L’un des malentendus les plus célèbres eut lieu au Yucatan. Quand Francisco Hernández de Córdoba demanda aux natifs comment s’appelait leur terre, ceux-ci répondirent « Yucatan », qui en maya signifiait « je ne te comprends pas ». Le nom resta pour l’histoire.

 

La surprise technologique mutuelle

 

Fabrication ou entretien d'un macuahuitl aztèque

Fabrication ou entretien d’un macuahuitl aztèque en incrustant des lames d’obsidienne dans l’arme en bois.

 

Le macuahuitl aztèque, une épée de bois avec des lames d’obsidienne incrustées, était si mortel qu’il « atteignait même les troupes espagnoles avec leurs casques et cuirasses de fer ». Un conquistador écrivit qu’il pouvait « couper la tête d’un cheval d’un seul coup ».

Les Espagnols furent si impressionnés par les lances des Chinantèques que Cortés en commanda 300, mais en demandant qu’on y place des pointes de cuivre au lieu d’obsidienne. Un soldat espagnol commenta que ces armes étaient « très excellentes » et supérieures à celles qu’ils connaissaient.

 

Le choc des perceptions religieuses

 

La rencontre religieuse fut particulièrement complexe. Les Espagnols interprétèrent de nombreuses pratiques indigènes comme « diaboliques », tandis que les indigènes virent initialement les Espagnols comme des êtres surnaturels. Le mot « teule » qu’ils utilisaient pour se référer aux Espagnols ne signifie pas exactement « dieu », mais quelque chose de plus proche d’« être extraordinaire » ou « surnaturel ».

Un épisode révélateur eut lieu quand les Espagnols détruisirent des idoles indigènes. Les natifs, loin de se scandaliser, interprétèrent souvent cela comme une démonstration que les dieux espagnols étaient plus puissants que les leurs, et s’adaptèrent avec un notable pragmatisme à la nouvelle situation religieuse.

 

L’échange biologique : Au-delà de l’or

 

L’un des échanges les plus révolutionnaires fut celui des produits alimentaires. Les Espagnols apportèrent le blé, le riz, la canne à sucre, les chevaux, les vaches et les porcs, tandis que l’Amérique donna au monde la pomme de terre, le maïs, la tomate, le cacao et le tabac.

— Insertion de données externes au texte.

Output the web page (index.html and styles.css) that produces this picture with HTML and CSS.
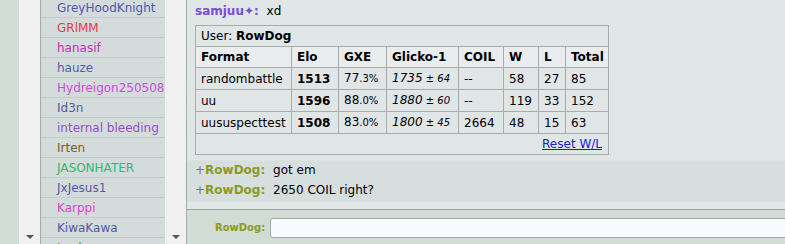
FILE: index.html
```html
<!DOCTYPE html>
<html lang="en">
<head>
    <meta charset="UTF-8">
    <title>Lobby</title>
    <link rel="stylesheet" href="styles.css">
</head>
<body>
    <div class="app">
        <div class="bg-strip"></div>
        <div class="scroll-strip"><span class="arrow"></span></div>

        <ul class="userlist">
            <li class="u-blue">GreyHoodKnight</li>
            <li class="u-red">GRlMM</li>
            <li class="u-magenta">hanasif</li>
            <li class="u-blue2">hauze</li>
            <li class="u-pink">Hydreigon250508</li>
            <li class="u-blue">Id3n</li>
            <li class="u-purple">internal bleeding</li>
            <li class="u-brown">Irten</li>
            <li class="u-green">JASONHATER</li>
            <li class="u-blue">JxJesus1</li>
            <li class="u-hotpink">Karppi</li>
            <li class="u-blue">KiwaKawa</li>
            <li class="u-darkgreen">Leelo</li>
        </ul>

        <div class="scroll-strip"><span class="arrow"></span></div>

        <div class="room">
            <div class="chat-log">
                <div class="msg"><strong class="name-purple">samjuu&#10022;:</strong> xd</div>

                <div class="ladder">
                    <table>
                        <colgroup>
                            <col class="c-format">
                            <col class="c-elo">
                            <col class="c-gxe">
                            <col class="c-glicko">
                            <col class="c-coil">
                            <col class="c-w">
                            <col class="c-l">
                            <col class="c-total">
                        </colgroup>
                        <tr>
                            <td colspan="8">User: <strong>RowDog</strong></td>
                        </tr>
                        <tr class="head">
                            <th>Format</th>
                            <th>Elo</th>
                            <th>GXE</th>
                            <th>Glicko-1</th>
                            <th>COIL</th>
                            <th>W</th>
                            <th>L</th>
                            <th>Total</th>
                        </tr>
                        <tr>
                            <td>randombattle</td>
                            <td><strong>1513</strong></td>
                            <td>77<small>.3%</small></td>
                            <td><em>1735<small> &plusmn; 64</small></em></td>
                            <td>--</td>
                            <td>58</td>
                            <td>27</td>
                            <td>85</td>
                        </tr>
                        <tr>
                            <td>uu</td>
                            <td><strong>1596</strong></td>
                            <td>88<small>.0%</small></td>
                            <td><em>1880<small> &plusmn; 60</small></em></td>
                            <td>--</td>
                            <td>119</td>
                            <td>33</td>
                            <td>152</td>
                        </tr>
                        <tr>
                            <td>uususpecttest</td>
                            <td><strong>1508</strong></td>
                            <td>83<small>.0%</small></td>
                            <td><em>1800<small> &plusmn; 45</small></em></td>
                            <td>2664</td>
                            <td>48</td>
                            <td>15</td>
                            <td>63</td>
                        </tr>
                        <tr>
                            <td colspan="8" class="reset"><a href="#">Reset W/L</a></td>
                        </tr>
                    </table>
                </div>

                <div class="msg"><span class="rank">+</span><strong class="name-olive">RowDog:</strong> got em</div>
                <div class="msg"><span class="rank">+</span><strong class="name-olive">RowDog:</strong> 2650 COIL right?</div>
            </div>

            <div class="chat-add">
                <label class="name-olive">RowDog:</label>
                <input type="text" class="textbox">
            </div>
        </div>
    </div>
</body>
</html>
```

FILE: styles.css
```css
body {
    margin: 0;
    font-family: "DejaVu Sans", Verdana, sans-serif;
    font-size: 12px;
    color: #000;
    background-color: #d2dcd7;
    overflow: hidden;
}
.app {
    display: flex;
    height: 244px;
}
.bg-strip {
    width: 19px;
    flex: none;
}
.scroll-strip {
    width: 21px;
    flex: none;
    background-color: #f0f0f0;
    display: flex;
    align-items: flex-end;
    justify-content: center;
}
.arrow {
    width: 0;
    height: 0;
    border-left: 4px solid transparent;
    border-right: 4px solid transparent;
    border-top: 4px solid #555;
    margin-bottom: 5px;
}
.userlist {
    list-style: none;
    margin: 0;
    padding: 0;
    width: 124px;
    flex: none;
    border-left: 1px solid #a8a8a8;
    background-color: #d4dcdb;
    overflow: hidden;
}
.userlist li {
    height: 19px;
    line-height: 20px;
    padding-left: 16px;
    border-bottom: 1px solid #c4cccb;
    white-space: nowrap;
}
.userlist li:first-child {
    margin-top: -2px;
}
.u-blue { color: #5656a6; }
.u-blue2 { color: #5a5ab0; }
.u-red { color: #e23a4e; }
.u-magenta { color: #c02fb4; }
.u-pink { color: #c64fd6; }
.u-purple { color: #9150c8; }
.u-brown { color: #7d5a2e; }
.u-green { color: #2eb878; }
.u-hotpink { color: #e040d0; }
.u-darkgreen { color: #3b9a2a; }

.room {
    flex: 1;
    display: flex;
    flex-direction: column;
    border-left: 1px solid #a8a8a8;
    overflow: hidden;
}
.chat-log {
    flex: 1;
    padding: 1px 8px 0;
    background: linear-gradient(#e1e6e6, #e0e5e5 160px, #d7dede 161px, #d7dede 202px, #e1e6e6 202px);
    border-bottom: 1px solid #a0a0a0;
}
.msg {
    line-height: 20px;
    white-space: nowrap;
}
.msg strong {
    margin-right: 4px;
}
.name-purple {
    color: #7a4fd4;
}
.name-olive {
    color: #8b9a1f;
    font-weight: bold;
}
.rank {
    color: #777;
}
.ladder {
    margin: 4px 0 5px;
}
.ladder table {
    border-collapse: collapse;
    table-layout: fixed;
    width: 413px;
}
.ladder td, .ladder th {
    border: 1px solid #aaa;
    padding: 3px 5px;
    line-height: 14px;
    text-align: left;
    white-space: nowrap;
}
.ladder .head th {
    background-color: #e9eded;
}
.ladder small {
    font-size: 10px;
}
.c-format { width: 96px; }
.c-elo { width: 47px; }
.c-gxe { width: 48px; }
.c-glicko { width: 72px; }
.c-coil { width: 45px; }
.c-w { width: 35px; }
.c-l { width: 27px; }
.c-total { width: 43px; }
.ladder .reset {
    text-align: right;
    padding-right: 6px;
}
.reset a {
    color: #1a1ad6;
}
.chat-add {
    height: 34px;
    display: flex;
    align-items: flex-start;
    padding: 8px 0 0 28px;
    box-sizing: border-box;
    background-color: #d2dcd7;
}
.chat-add label {
    font-size: 10px;
    line-height: 20px;
    margin-right: 5px;
}
.textbox {
    flex: 1;
    height: 20px;
    box-sizing: border-box;
    border: 1px solid #a8a8a8;
    border-radius: 3px 0 0 3px;
    background-color: #f7faff;
    margin: 0 -6px 0 0;
    padding: 0 4px;
}
```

Cet échange transforma les régimes alimentaires des deux continents. La pomme de terre aida à nourrir la population européenne croissante et prévint les famines qui survenaient auparavant « régulièrement tous les dix ans ». De son côté, le maïs américain changea l’agriculture européenne au point qu’aujourd’hui il est difficile d’imaginer les champs espagnols sans cette culture.

 

Les conquistadors indigènes : L’histoire la moins racontée

 

L’un des aspects les plus surprenants de la rencontre est que « 95% des conquistadors étaient indigènes ». De nombreux peuples américains virent dans les Espagnols une opportunité de se libérer de la domination d’empires comme l’aztèque ou l’inca.

Les Tlaxcaltèques, par exemple, « reprochaient qu’Hernán Cortés n’aurait rien obtenu sans eux ». Ces « conquistadors indigènes » voyagèrent même en Espagne pour réclamer des titres nobiliaires et des privilèges, se considérant « aussi conquistadors qu’Hernán Cortés ».

 

Conclusion : La rencontre d’humanités

 

La rencontre entre Espagnols et indigènes américains ne fut pas simplement le choc entre « civilisés » et « primitifs », mais la rencontre entre deux humanités également complexes, chacune avec ses propres façons sophistiquées de comprendre le monde.

Les malentendus initiaux – depuis la confusion sur les chevaux jusqu’à l’échange d’objets avec des valeurs symboliques différentes – révèlent comment chaque culture interpréta « l’autre » depuis ses propres cadres de référence. Avec le temps, les deux groupes démontrèrent une remarquable capacité d’adaptation et d’apprentissage mutuel.

Cette rencontre de deux mondes, avec tous ses malentendus et tragédies, généra aussi un échange culturel, technologique et biologique qui transforma à jamais l’histoire de l’humanité. Les descendants de cette rencontre, c’est nous : une civilisation métisse qui combine des éléments des deux mondes en une synthèse culturelle unique.

L’histoire de la découverte n’est pas seulement l’histoire de la conquête, mais l’histoire de comment l’humanité apprit à se reconnaître dans le miroir de l’autre, si différent soit-il.